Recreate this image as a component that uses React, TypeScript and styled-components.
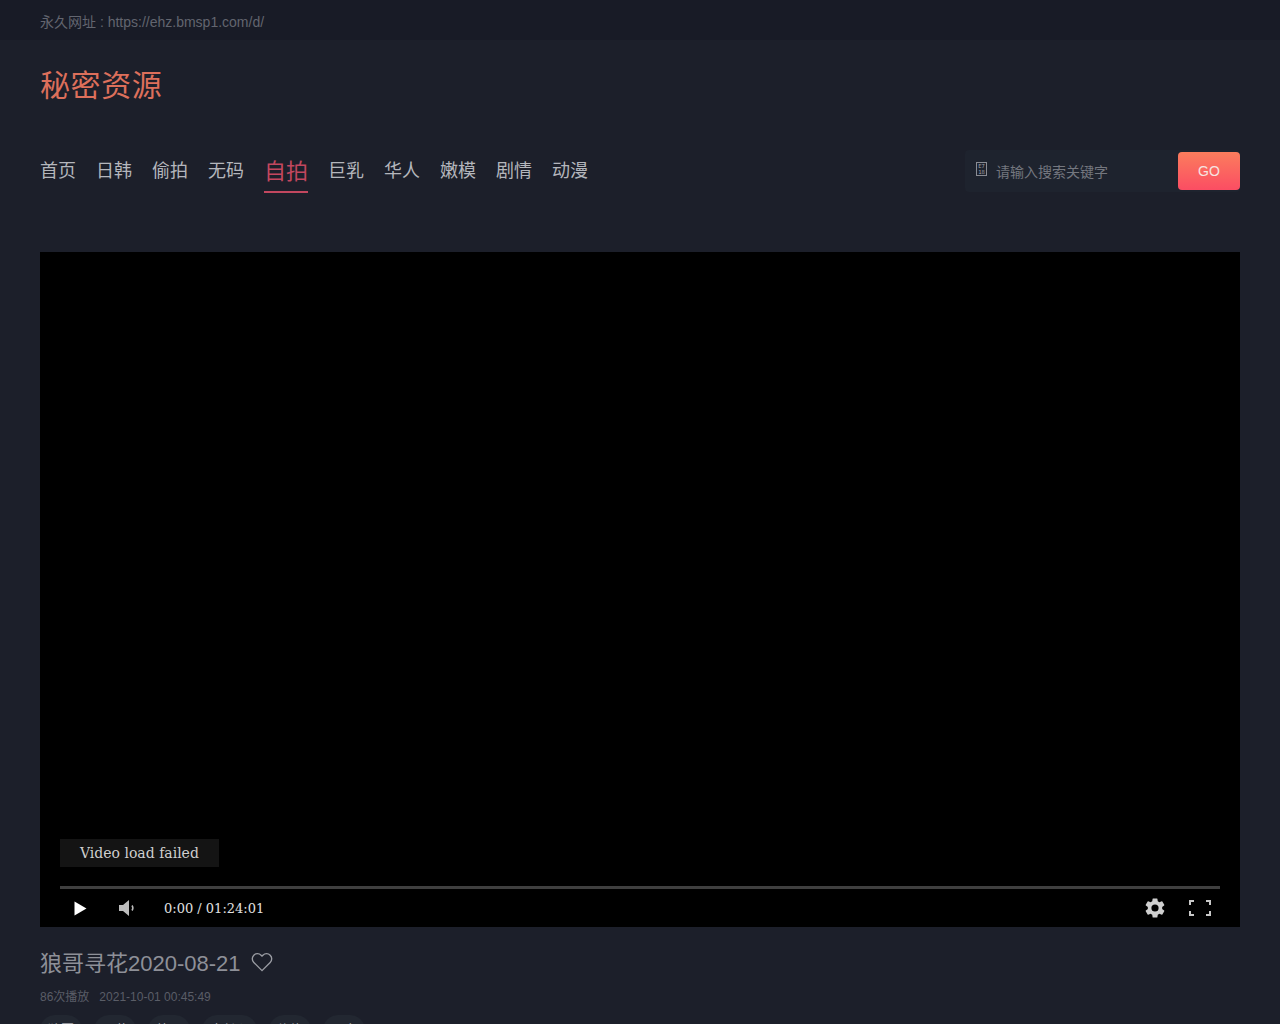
import React from "react";
import styled, { createGlobalStyle } from "styled-components";

const SANS = `"Liberation Sans", "Noto Sans CJK SC", sans-serif`;

const Global = createGlobalStyle`
  html, body { margin: 0; padding: 0; background: #1c1f2a; height: 1024px; overflow: hidden; }
  body { font-family: ${SANS}; }
`;

const TopBar = styled.div`
  height: 40px;
  box-sizing: border-box;
  background: #181b26;
  padding: 2px 40px 0;
  display: flex;
  align-items: center;
  font-size: 14px;
  color: #62656f;
`;

const Header = styled.header`
  height: 212px;
  padding: 0 40px;
  box-sizing: border-box;
  display: flex;
  flex-direction: column;
`;

const Logo = styled.h1`
  margin: 24px 0 0;
  height: 44px;
  line-height: 44px;
  font-size: 30px;
  font-weight: 400;
  letter-spacing: 0.6px;
  color: #dd6f5b;
`;

const NavRow = styled.div`
  margin-top: 33px;
  height: 60px;
  display: flex;
  align-items: center;
  justify-content: space-between;
`;

const Nav = styled.nav`
  display: flex;
  align-items: center;
  gap: 20px;
  margin-top: 2px;
`;

const NavItem = styled.a<{ $active?: boolean }>`
  display: block;
  height: 42px;
  line-height: 41px;
  box-sizing: border-box;
  font-size: ${(p) => (p.$active ? "22px" : "18px")};
  color: ${(p) => (p.$active ? "#c2475f" : "#b4b6bc")};
  border-bottom: 2px solid ${(p) => (p.$active ? "#c2475f" : "transparent")};
  white-space: nowrap;
`;

const Search = styled.form`
  margin: 0;
  display: flex;
  align-items: center;
  height: 42px;
  width: 275px;
  box-sizing: border-box;
  background: #1e232e;
  border-radius: 4px;
`;

const SearchGlyph = styled.svg`
  width: 11px;
  height: 14px;
  margin: -5px 9px 0 11px;
  flex: none;
`;

const SearchText = styled.span`
  flex: 1;
  font-size: 14px;
  color: #74777f;
`;

const GoButton = styled.button`
  width: 62px;
  height: 38px;
  border: 0;
  padding: 0;
  border-radius: 4px;
  background: linear-gradient(180deg, #fb7d5d 0%, #fb4d63 100%);
  color: #f6e4e0;
  font-family: ${SANS};
  font-size: 14px;
`;

const Main = styled.main`
  padding: 0 40px;
`;

const Player = styled.div`
  position: relative;
  height: 675px;
  background: #000;
`;

const Notice = styled.div`
  position: absolute;
  left: 20px;
  bottom: 60px;
  height: 28px;
  line-height: 28px;
  padding: 0 20px;
  background: #141414;
  color: #cfcfcf;
  font-family: "DejaVu Serif", serif;
  font-size: 14px;
`;

const Controls = styled.div`
  position: absolute;
  left: 20px;
  right: 20px;
  bottom: 0;
  height: 38px;
  border-top: 3px solid #3f3f3f;
  display: flex;
  align-items: center;
`;

const IconSlot = styled.span<{ $w: number }>`
  width: ${(p) => p.$w}px;
  height: 24px;
  display: flex;
  align-items: center;
  justify-content: center;
  flex: none;
`;

const Time = styled.span`
  font-family: "DejaVu Serif", serif;
  font-size: 13px;
  color: #e0e0e0;
  margin-left: 10px;
`;

const Spacer = styled.div`
  flex: 1;
`;

const Title = styled.h2`
  margin: 18px 0 0;
  display: flex;
  align-items: center;
  gap: 10px;
  height: 32px;
  font-size: 22px;
  font-weight: 400;
  color: #8e9098;
`;

const TitleHeart = styled.svg`
  margin-top: 2px;
  flex: none;
`;

const Meta = styled.div`
  margin-top: 12px;
  height: 16px;
  line-height: 16px;
  display: flex;
  gap: 10px;
  font-size: 12px;
  color: #5a5d67;
`;

const Tags = styled.div`
  margin-top: 10px;
  display: flex;
  gap: 12px;
`;

const Tag = styled.span`
  height: 30px;
  line-height: 30px;
  padding: 0 8px;
  border-radius: 15px;
  background: #222731;
  font-size: 13px;
  color: #a8aab0;
  white-space: nowrap;
`;

const navItems = ["首页", "日韩", "偷拍", "无码", "自拍", "巨乳", "华人", "嫩模", "剧情", "动漫"];
const tags = ["狼哥", "寻花", "外围", "大长腿", "约炮", "国产"];

export default function App() {
  return (
    <>
      <Global />
      <TopBar>永久网址 : https://ehz.bmsp1.com/d/</TopBar>
      <Header>
        <Logo>秘密资源</Logo>
        <NavRow>
          <Nav>
            {navItems.map((n) => (
              <NavItem key={n} $active={n === "自拍"}>{n}</NavItem>
            ))}
          </Nav>
          <Search>
            <SearchGlyph viewBox="0 0 11 14">
              <rect x="0.5" y="0.5" width="10" height="13" fill="none" stroke="#8a8c94" />
              <text x="5.5" y="6.4" textAnchor="middle" fontSize="5.5" fontFamily="DejaVu Sans Mono, monospace" fill="#a0a2a8">E7</text>
              <text x="5.5" y="12.2" textAnchor="middle" fontSize="5.5" fontFamily="DejaVu Sans Mono, monospace" fill="#a0a2a8">18</text>
            </SearchGlyph>
            <SearchText>请输入搜索关键字</SearchText>
            <GoButton type="button">GO</GoButton>
          </Search>
        </NavRow>
      </Header>
      <Main>
        <Player>
          <Notice>Video load failed</Notice>
          <Controls>
            <IconSlot $w={40}>
              <svg width="13" height="15" viewBox="0 0 13 15"><path d="M0.5 0.5v14l12-7z" fill="#fff" /></svg>
            </IconSlot>
            <IconSlot $w={54}>
              <svg width="18" height="18" viewBox="0 0 18 18">
                <path d="M1 6h4l6-5v16l-6-5H1z" fill="#bdbdbd" />
                <path d="M14 6.5q1.8 2.5 0 5" stroke="#bdbdbd" strokeWidth="1.5" fill="none" />
              </svg>
            </IconSlot>
            <Time>0:00 / 01:24:01</Time>
            <Spacer />
            <IconSlot $w={50}>
              <svg width="24" height="24" viewBox="0 0 24 24">
                <path fill="#cfcfcf" d="M19.14 12.94c.04-.3.06-.61.06-.94s-.02-.64-.07-.94l2.03-1.58a.49.49 0 0 0 .12-.61l-1.92-3.32a.49.49 0 0 0-.59-.22l-2.39.96a7 7 0 0 0-1.62-.94l-.36-2.54a.48.48 0 0 0-.48-.41h-3.84a.48.48 0 0 0-.48.41l-.36 2.54c-.59.24-1.13.56-1.62.94l-2.39-.96a.49.49 0 0 0-.59.22L2.72 8.87a.48.48 0 0 0 .12.61l2.03 1.58c-.05.3-.07.62-.07.94s.02.64.07.94l-2.03 1.58a.49.49 0 0 0-.12.61l1.92 3.32c.12.22.37.29.59.22l2.39-.96c.5.38 1.03.7 1.62.94l.36 2.54c.05.24.24.41.48.41h3.84c.24 0 .44-.17.47-.41l.36-2.54c.59-.24 1.13-.56 1.62-.94l2.39.96c.22.08.47 0 .59-.22l1.92-3.32a.48.48 0 0 0-.12-.61l-2.01-1.58zM12 15.6A3.6 3.6 0 1 1 12 8.4a3.6 3.6 0 0 1 0 7.2z" />
              </svg>
            </IconSlot>
            <IconSlot $w={40}>
              <svg width="22" height="16" viewBox="0 0 22 16" fill="none" stroke="#c8c8c8" strokeWidth="2">
                <path d="M1 5V1h4M17 1h4v4M21 11v4h-4M5 15H1v-4" />
              </svg>
            </IconSlot>
          </Controls>
        </Player>
        <Title>
          狼哥寻花2020-08-21
          <TitleHeart width="22" height="20" viewBox="0 0 24 22" fill="none" stroke="#9a9ca3" strokeWidth="1.5">
            <path d="M12 20.5 3 11.5a5.6 5.6 0 0 1 0-8 5.6 5.6 0 0 1 8 0l1 1 1-1a5.6 5.6 0 0 1 8 0 5.6 5.6 0 0 1 0 8z" />
          </TitleHeart>
        </Title>
        <Meta>
          <span>86次播放</span>
          <span>2021-10-01 00:45:49</span>
        </Meta>
        <Tags>
          {tags.map((t) => (
            <Tag key={t}>{t}</Tag>
          ))}
        </Tags>
      </Main>
    </>
  );
}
□ □ □ □ □ □ □
▸ **Requirement**: Copy each line holding the word "React" from the listing above.

▸ **Answer to the task**:
Recreate this image as a component that uses React, TypeScript and styled-components.
import React from "react";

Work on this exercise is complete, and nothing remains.